## Problem statement
Return each line of the data below exactly, omitting any pictures.

=-=-=

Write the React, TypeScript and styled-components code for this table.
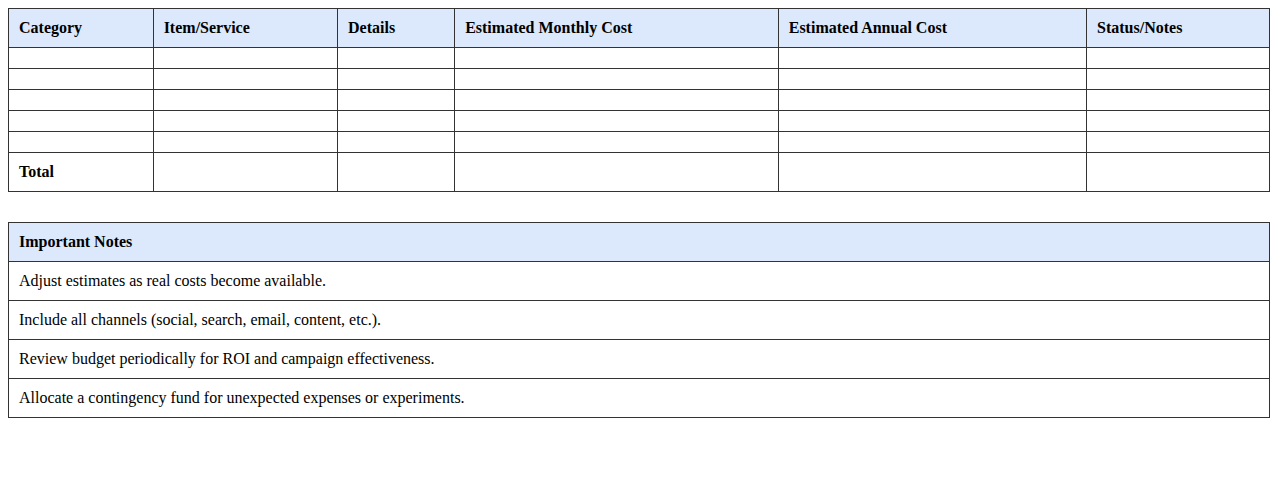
import styled, { createGlobalStyle } from "styled-components";

const GlobalStyle = createGlobalStyle`
  body {
    margin: 8px;
    font-family: "Liberation Serif", "Times New Roman", serif;
    background: #ffffff;
    color: #000000;
  }
`;

const HEADERS = [
  "Category",
  "Item/Service",
  "Details",
  "Estimated Monthly Cost",
  "Estimated Annual Cost",
  "Status/Notes",
];

const NOTES = [
  "Adjust estimates as real costs become available.",
  "Include all channels (social, search, email, content, etc.).",
  "Review budget periodically for ROI and campaign effectiveness.",
  "Allocate a contingency fund for unexpected expenses or experiments.",
];

const Table = styled.table<{ $gap?: number }>`
  width: 100%;
  border-collapse: collapse;
  margin-bottom: ${(p) => p.$gap ?? 0}px;
  font-size: 16px;
`;

const Th = styled.th`
  border: 1px solid #333333;
  background-color: #dce8fb;
  padding: 10px;
  text-align: left;
  font-weight: bold;
`;

const Td = styled.td<{ $bold?: boolean }>`
  border: 1px solid #333333;
  padding: 10px;
  text-align: left;
  font-weight: ${(p) => (p.$bold ? "bold" : "normal")};
`;

const App = () => {
  return (
    <>
      <GlobalStyle />
      <Table $gap={30}>
        <thead>
          <tr>
            {HEADERS.map((h) => (
              <Th key={h}>{h}</Th>
            ))}
          </tr>
        </thead>
        <tbody>
          {[0, 1, 2, 3, 4].map((r) => (
            <tr key={r}>
              {HEADERS.map((h) => (
                <Td key={h}></Td>
              ))}
            </tr>
          ))}
          <tr>
            <Td $bold>Total</Td>
            <Td></Td>
            <Td></Td>
            <Td></Td>
            <Td></Td>
            <Td></Td>
          </tr>
        </tbody>
      </Table>
      <Table>
        <thead>
          <tr>
            <Th>Important Notes</Th>
          </tr>
        </thead>
        <tbody>
          {NOTES.map((n) => (
            <tr key={n}>
              <Td>{n}</Td>
            </tr>
          ))}
        </tbody>
      </Table>
    </>
  );
};

export default App;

=-=-=

## Exercise answer
Write the React, TypeScript and styled-components code for this table.
import styled, { createGlobalStyle } from "styled-components";

const GlobalStyle = createGlobalStyle`
  body {
    margin: 8px;
    font-family: "Liberation Serif", "Times New Roman", serif;
    background: #ffffff;
    color: #000000;
  }
`;

const HEADERS = [
  "Category",
  "Item/Service",
  "Details",
  "Estimated Monthly Cost",
  "Estimated Annual Cost",
  "Status/Notes",
];

const NOTES = [
  "Adjust estimates as real costs become available.",
  "Include all channels (social, search, email, content, etc.).",
  "Review budget periodically for ROI and campaign effectiveness.",
  "Allocate a contingency fund for unexpected expenses or experiments.",
];

const Table = styled.table<{ $gap?: number }>`
  width: 100%;
  border-collapse: collapse;
  margin-bottom: ${(p) => p.$gap ?? 0}px;
  font-size: 16px;
`;

const Th = styled.th`
  border: 1px solid #333333;
  background-color: #dce8fb;
  padding: 10px;
  text-align: left;
  font-weight: bold;
`;

const Td = styled.td<{ $bold?: boolean }>`
  border: 1px solid #333333;
  padding: 10px;
  text-align: left;
  font-weight: ${(p) => (p.$bold ? "bold" : "normal")};
`;

const App = () => {
  return (
    <>
      <GlobalStyle />
      <Table $gap={30}>
        <thead>
          <tr>
            {HEADERS.map((h) => (
              <Th key={h}>{h}</Th>
            ))}
          </tr>
        </thead>
        <tbody>
          {[0, 1, 2, 3, 4].map((r) => (
            <tr key={r}>
              {HEADERS.map((h) => (
                <Td key={h}></Td>
              ))}
            </tr>
          ))}
          <tr>
            <Td $bold>Total</Td>
            <Td></Td>
            <Td></Td>
            <Td></Td>
            <Td></Td>
            <Td></Td>
          </tr>
        </tbody>
      </Table>
      <Table>
        <thead>
          <tr>
            <Th>Important Notes</Th>
          </tr>
        </thead>
        <tbody>
          {NOTES.map((n) => (
            <tr key={n}>
              <Td>{n}</Td>
            </tr>
          ))}
        </tbody>
      </Table>
    </>
  );
};

export default App;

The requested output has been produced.